Actions for the long term
  • You may want to consider how you will measure the general health of your database going forwards as the open rate is unlikely to be a useful metric from this Autumn onwards.
  • If you are relying on gated content as a lead generation strategy, you may want to strengthen your proposition to users to encourage them to use their actual contact details rather than a forwarding address. For example if you are asking site users to sign up your website before providing access to brochures, pricelists and so on, you may wish to reconsider your message to users about how you will use their data and how they will benefit from providing their genuine email address.
  • If you are using a gated content strategy, you may also need to consider the risks posed by Apple allowing users to use false information to gain access to your services. Competitors could use the Hide My Email function as an effective way to bypass your content security without risk of being identified.
  • These new features from Apple are further evidence of the growing importance of privacy and security for consumers and technology providers.

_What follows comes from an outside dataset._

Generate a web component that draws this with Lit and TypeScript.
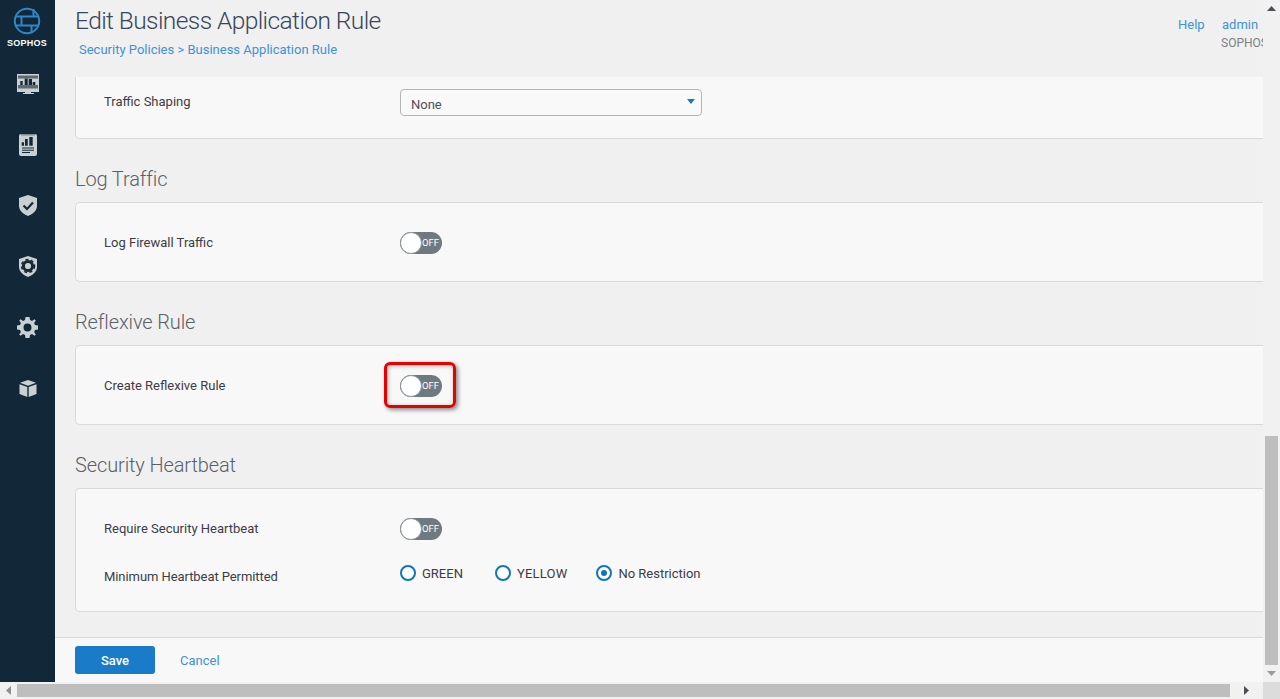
import { LitElement, html, css } from "lit";
import { customElement } from "lit/decorators.js";

const toggle = (hl = false) => html`<span class="toggle-wrap">
  <span class="toggle"><span class="knob"></span><span class="off">OFF</span></span>
  ${hl ? html`<span class="highlight"></span>` : ""}
</span>`;

const radio = (label: string, on = false) => html`<label class="radio">
  <span class="dot ${on ? "on" : ""}"></span><span>${label}</span></label>`;

@customElement("app-root")
export class AppRoot extends LitElement {
  static styles = css`
    :host { display: block; width: 1280px; height: 699px; overflow: hidden; background: #f0f0f0;
      font-family: "Roboto", "Liberation Sans", sans-serif; font-size: 13px; color: #3c3c46; }
    .top { display: flex; height: 682px; }
    .side { width: 55px; flex: none; background: #122738; display: flex; flex-direction: column; align-items: center; }
    .logo { height: 53px; display: flex; flex-direction: column; align-items: center; padding-top: 7px; box-sizing: border-box; width: 100%; }
    .logo svg { display: block; margin-left: -2px; }
    .logo span { font: 700 9px/9px "Liberation Sans", sans-serif; color: #fff; margin-top: 4px; letter-spacing: 0.25px; margin-left: -1px; }
    .nav { height: 61px; width: 100%; display: flex; align-items: center; justify-content: center; }
    .main { width: 1208px; flex: none; display: flex; flex-direction: column; overflow: hidden; }
    .head { height: 77px; flex: none; padding-left: 20px; position: relative; box-sizing: border-box; }
    h1 { margin: 0; padding-top: 6px; font-weight: 300; font-size: 24.5px; line-height: 30px; letter-spacing: -0.58px; color: #38465a; }
    .crumb { margin-top: 6px; padding-left: 4px; font-size: 13px; line-height: 16px; color: #3f92d6; }
    .links { position: absolute; top: 17px; right: 0; width: 85px; display: grid; grid-template-columns: 44px 41px; line-height: 16px; color: #3f92d6; }
    .org { grid-column: 2; margin-top: 2px; margin-left: -1px; color: #7d7f84; font-size: 12px; overflow: hidden; }
    .scroll { flex: 1; overflow: hidden; padding-left: 20px; }
    .card { background: #f8f8f8; border: 1px solid #d9d9d9; border-right: 0; border-radius: 5px 0 0 5px; padding: 0 0 0 28px; display: flex; flex-direction: column; }
    .card.first { border-top: 0; height: 62px; border-radius: 0 0 0 5px; padding-top: 12px; box-sizing: border-box; }
    .card.one { height: 80px; box-sizing: border-box; justify-content: center; padding-top: 2px; }
    .card.hb { height: 124px; box-sizing: border-box; padding-top: 28px; gap: 20px; }
    h2 { margin: 0; height: 63px; box-sizing: border-box; padding-top: 28px; font-weight: 300; font-size: 20px; line-height: 24px; letter-spacing: -0.12px; color: #5a6068; }
    .row { display: flex; align-items: center; min-height: 24px; }
    .lbl { width: 296px; flex: none; padding-bottom: 2px; }
    .lbl.low { padding-bottom: 0; padding-top: 6px; letter-spacing: -0.07px; }
    .select { width: 302px; height: 27px; box-sizing: border-box; border: 1px solid #b5b5b5; border-radius: 4px; background: #f9f9f9; padding: 3px 0 0 10px; display: flex; align-items: center; justify-content: space-between; color: #50505c; }
    .caret { width: 0; height: 0; border: 4px solid transparent; border-top: 5px solid #1279c4; border-bottom: 0; margin-right: 6px; margin-top: -5px; }
    .toggle-wrap { position: relative; display: inline-block; width: 42px; height: 22px; }
    .toggle { display: block; width: 42px; height: 22px; border-radius: 11px; background: #6f7a80; position: relative; }
    .knob { position: absolute; left: 0; top: 0; width: 22px; height: 22px; box-sizing: border-box; border-radius: 50%; background: #fff; border: 1px solid #8d969b; }
    .off { position: absolute; left: 22px; top: 0; line-height: 22px; font-size: 9.5px; color: #fff; }
    .highlight { position: absolute; left: -16px; top: -13px; width: 72px; height: 46px; box-sizing: border-box; border: 3px solid #e60000; border-radius: 6px; box-shadow: 2px 2px 4px rgba(0,0,0,.45), inset 1px 1px 4px rgba(0,0,0,.3); }
    .radios { display: flex; align-items: center; }
    .radio { display: inline-flex; align-items: center; gap: 6px; margin-right: 32px; }
    .radio:nth-child(2) { letter-spacing: 0.2px; margin-right: 29px; }
    .dot { width: 16px; height: 16px; box-sizing: border-box; border: 2px solid #0f75bc; border-radius: 50%; background: #fff; position: relative; flex: none; }
    .dot.on::after { content: ""; position: absolute; left: 3px; top: 3px; width: 6px; height: 6px; border-radius: 50%; background: #0f75bc; }
    .foot { height: 45px; flex: none; box-sizing: border-box; background: #f8f8f8; border-top: 1px solid #d9d9d9; padding-left: 20px; display: flex; align-items: center; gap: 25px; }
    .save { width: 80px; height: 28px; border: 0; border-radius: 3px; background: #1a7cc8; color: #fff; font: 500 13px "Roboto", sans-serif; padding: 0; }
    .cancel { color: #3f92d6; }
    .vbar { width: 17px; flex: none; background: #f1f1f1; display: flex; flex-direction: column; align-items: center; justify-content: space-between; height: 682px; }
    .vspace { flex: 1; width: 100%; display: flex; flex-direction: column; justify-content: flex-end; align-items: center; }
    .vthumb { width: 13px; height: 229px; background: #bebebe; }
    .arrow { height: 17px; display: flex; align-items: center; justify-content: center; flex: none; }
    .arrow.h { width: 17px; }
    .arrow.h2 { width: 33px; }
    .bottom { height: 17px; display: flex; background: #f1f1f1; }
    .hthumb { width: 1213px; height: 13px; margin-top: 2px; background: #bebebe; flex: none; }
    .corner { width: 17px; background: #dcdcdc; flex: none; }
  `;

  render() {
    return html`
      <div class="top">
        <aside class="side">
          <div class="logo">
            <svg width="28" height="28" viewBox="0 0 28 28" fill="none" stroke="#2f86c8" stroke-width="2">
              <circle cx="14" cy="14" r="12.2"/>
              <path d="M3 9.500H25M3 18.500H25M8.500 9.500V18.500M20.500 2V9.500M18.500 18.500V26"/>
            </svg>
            <span>SOPHOS</span>
          </div>
          <div class="nav"><svg width="22" height="20" viewBox="0 0 22 20"><path fill="#c9d0d2" d="M0 0H22V18H0ZM8 18H14V19H17V20H6V19H8Z"/><path fill="#5f6a70" d="M1 1.500H21V4.500H1ZM1 11H21V14.500H1Z"/><path fill="#122738" d="M3.300 7H5.700V11H3.300ZM7.700 4.500H10.700V11H7.700ZM11.700 5H15V11H11.700ZM15.700 8H18.300V11H15.700Z"/></svg></div>
          <div class="nav"><svg width="18" height="22" viewBox="0 0 18 22"><rect width="18" height="22" rx="2" fill="#c9d0d2"/><path fill="#7d8a91" d="M2 0H16V1.500H2Z"/><path fill="#122738" d="M2.700 8.300H5V11.700H2.700ZM6 5H8.700V11.700H6ZM10.300 3H13.700V11.700H10.300ZM3 13.500H15V14.500H3ZM3 15.700H15V16.700H3ZM3 18H11V19H3Z"/></svg></div>
          <div class="nav"><svg width="18" height="21" viewBox="0 0 18 21"><path fill="#c9d0d2" d="M9 0L18 3V11C18 16 13 19.500 9 21C5 19.500 0 16 0 11V3Z"/><path fill="none" stroke="#122738" stroke-width="2.200" d="M4.500 10.500L8 14L14 7.500"/></svg></div>
          <div class="nav"><svg width="18" height="21" viewBox="0 0 18 21"><path fill="#c9d0d2" d="M9 0L18 3V11C18 16 13 19.500 9 21C5 19.500 0 16 0 11V3Z"/><circle cx="9" cy="10" r="4.600" fill="none" stroke="#122738" stroke-width="3"/><circle cx="9" cy="10" r="6.500" fill="none" stroke="#122738" stroke-width="1.500" stroke-dasharray="3 2.450"/></svg></div>
          <div class="nav"><svg width="21" height="21" viewBox="0 0 21 21"><path fill="#c9d0d2" fill-rule="evenodd" d="M8.500 0H12.500L13 3L15 3.900L17.500 2.200L18.800 3.500L17.100 6L18 8L21 8.500V12.500L18 13L17.100 15L18.800 17.500L17.500 18.800L15 17.100L13 18L12.500 21H8.500L8 18L6 17.100L3.500 18.800L2.200 17.500L3.900 15L3 13L0 12.500V8.500L3 8L3.900 6L2.200 3.500L3.500 2.200L6 3.900L8 3ZM10.500 6.500A4 4 0 1 0 10.500 14.500A4 4 0 1 0 10.500 6.500Z"/></svg></div>
          <div class="nav"><svg width="18" height="17" viewBox="0 0 18 17"><path fill="#c9d0d2" d="M9 0L17 2.800L9 5.700L1 2.800ZM0.500 4.200L8.300 7V17L0.500 14ZM17.500 4.200V14L9.700 17V7Z"/></svg></div>
        </aside>
        <main class="main">
          <header class="head">
            <h1>Edit Business Application Rule</h1>
            <div class="crumb">Security Policies &gt; Business Application Rule</div>
            <div class="links"><span>Help</span><span>admin</span><span class="org">SOPHOS</span></div>
          </header>
          <div class="scroll">
            <section class="card first"><div class="row"><span class="lbl">Traffic Shaping</span><span class="select"><span>None</span><span class="caret"></span></span></div></section>
            <h2>Log Traffic</h2>
            <section class="card one"><div class="row"><span class="lbl">Log Firewall Traffic</span>${toggle()}</div></section>
            <h2>Reflexive Rule</h2>
            <section class="card one"><div class="row"><span class="lbl">Create Reflexive Rule</span>${toggle(true)}</div></section>
            <h2>Security Heartbeat</h2>
            <section class="card hb">
              <div class="row"><span class="lbl">Require Security Heartbeat</span>${toggle()}</div>
              <div class="row"><span class="lbl low">Minimum Heartbeat Permitted</span><span class="radios">${radio("GREEN")}${radio("YELLOW")}${radio("No Restriction", true)}</span></div>
            </section>
          </div>
          <footer class="foot"><button class="save">Save</button><span class="cancel">Cancel</span></footer>
        </main>
        <div class="vbar">
          <div class="arrow"><svg width="9" height="5" viewBox="0 0 9 5"><path fill="#4d4d55" d="M4.500 0L9 5H0Z"/></svg></div>
          <div class="vspace"><div class="vthumb"></div></div>
          <div class="arrow"><svg width="9" height="5" viewBox="0 0 9 5"><path fill="#9a9a9a" d="M0 0H9L4.500 5Z"/></svg></div>
        </div>
      </div>
      <div class="bottom">
        <div class="arrow h"><svg width="5" height="9" viewBox="0 0 5 9"><path fill="#8f8f8f" d="M5 0V9L0 4.500Z"/></svg></div>
        <div class="hthumb"></div>
        <div class="arrow h2"><svg width="5" height="9" viewBox="0 0 5 9"><path fill="#4d4d55" d="M0 0V9L5 4.500Z"/></svg></div>
        <div class="corner"></div>
      </div>
    `;
  }
}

This is just the beginning. So be sure to consider how your company is using data and what you can do to reassure your customers and provide them with relevant, useful content.

Various commentators have speculated that by depriving email marketers of one of their key metrics for good, relevant content, there is the risk that the standard of email marketing could actually drop as a result of these changes. So you should be sure to develop a robust long term email marketing strategy and you should take action now to understand your audience, what performs well and areas for improvement.